Sister Jill’s journey to religious life took its defining turn when she was a student at Saint Mary-of-the-Woods College in St. Mary-of-the-Woods.

“In my freshman and sophomore years, I went on a mission trip during both spring breaks to Nazareth Farm in West Virginia,” she recalls.

“I was in elementary education and after my freshman year there, I wanted to teach in the Appalachian Mountains. In my second year there, we prayed together in the mornings and the evenings. That’s where I found I wanted that prayer life, that community life. That’s when I started discerning that [religious life] is what I wanted to do. I also wanted God to give me a lightning bolt, to tell me what to do.”

There was just one problem with that lightning bolt plan.

“During one Mass at camp, the priest’s whole homily was that God doesn’t give lightning bolts,” Sister Jill says.

Still, by her senior year, she started visiting the Benedictine sisters’ community at Monastery Immaculate Conception in Ferdinand, Ind., in the Evansville Diocese.

“I fell in love with prayer, community and the way the sisters loved each other.”

Following her college graduation, she entered the Benedictine community in Ferdinand in August of 2003 and professed her final vows in 2011. She is now the community’s vocation director, seeking to lead other women to the life she loves.

“I feel like I can be me in this community,” Sister Jill says. “They love me because of who I am and not what I do.”

It was the life she wanted—a life that Susan “wanted nothing to do with it.”

‘Something is missing in my life’

“When Jill was discerning in college, she was right that I didn’t want anything to do with it,” says Sister Susan, a 2003 graduate of Franklin College in Franklin. “I wanted my own car, my own house and my own paycheck. But deep down, I didn’t want to do what Jill was doing. In college, for the first time, we really had our own identity.”

After graduation, she began a career in education, joining Roncalli High School in Indianapolis as an English teacher in her second year.

“It was my dream job—teaching in a Catholic school, sharing my faith with my students.

“Fast forward eight years to 2011. I’m starting to think something is missing in my life. I’m at school way too much.”

Right then, she gets a message from Benedictine Sister Michelle Sinkhorn—the vocation director for the Ferdinand community at the time—inviting her to take part in a “Come and See” weekend among the sisters.

“I didn’t know if I wanted to open that door,” Sister Susan recalls. “I talked to Jill, and she convinced me to come, that we could hang out for the weekend. In my mind, I was just going to see Jill.”
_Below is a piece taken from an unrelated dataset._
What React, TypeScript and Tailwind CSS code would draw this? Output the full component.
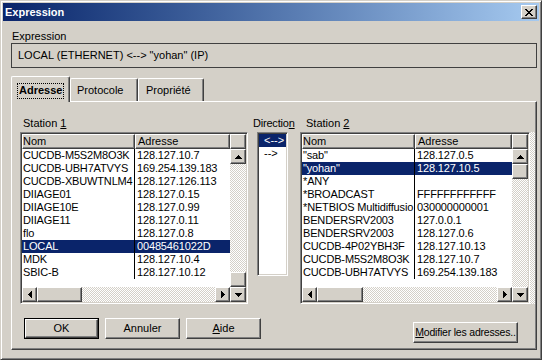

Then a series of lightning bolts hit, starting on that weekend.

‘I have to find something I hate’

“God opened my heart and said, ‘Why aren’t you pursuing this?’ ” Sister Susan recalls. “I saw how happy Jill is, and how happy the sisters are. At the end of the weekend, I sat down with Sister Michelle. I owned a house in Beech Grove, and sister said, ‘Why don’t you visit the sisters at Our Lady of Grace Monastery there?’

“The drive home was the longest 2 1/2-hour drive I had ever made in my life. I’m going to have to quit my job and sell my house. Then at Roncalli, [Benedictine] Sister Anne Frederick handed me a brochure for their ‘Come and See’ weekend at Our Lady of Grace. She didn’t even know I had gone to Ferdinand. I saw that as a sign from the Holy Spirit that I should come here.”

She came for the weekend, arriving with this thought, “I have to find something I hate about the place so I could be done with it.”

She had a different feeling by the end of the weekend.

“On Sunday afternoon, it was time to leave. I didn’t find anything I didn’t like. I fell in love with the sisters. What I was missing in my life was community.”

She entered into the Benedictine community in September of 2012, choosing Beech Grove over Ferdinand because she thought it would allow her and Sister Jill to keep their own identities.

Sister Jill was there when her sister professed her final vows this past June.

“It was neat to think she just professed the same vows I’ve taken and lived,” Sister Jill says.

‘There’s something different about you’

Sharing those vows has added another dimension to their closeness. Living their vows has also brought them to a deeper relationship with God.

“When I entered the community, God was more father-like to me,” Sister Jill says. “Now, he’s become more a friend and companion. I spend each morning 30 minutes in prayer. It’s more of a conversation between me and Jesus. Now my faith is my whole life—seeing Christ in every person I meet and talk with.”

Sister Susan also talks of having a friendship with God, and how her time in prayer with him lets her “dig deeper to see what he’s calling me to do.”

She also thanks him for calling her to her Benedictine community.

“The biggest thing for me is the support,” says Sister Susan, who has returned to Roncalli as a teacher. “A teacher at Roncalli came up to me a year after I had come back there. She said, ‘There’s something different about you. You’re much more joy-filled.’

“It’s because I’m going back at the end of the day to a community that supports me and loves me and accepts me. They’ve found gifts in me that I never would have found in myself. It’s having the other women here who believe in me.”

It’s also having the bond with Sister Jill—a sister who has always believed in her.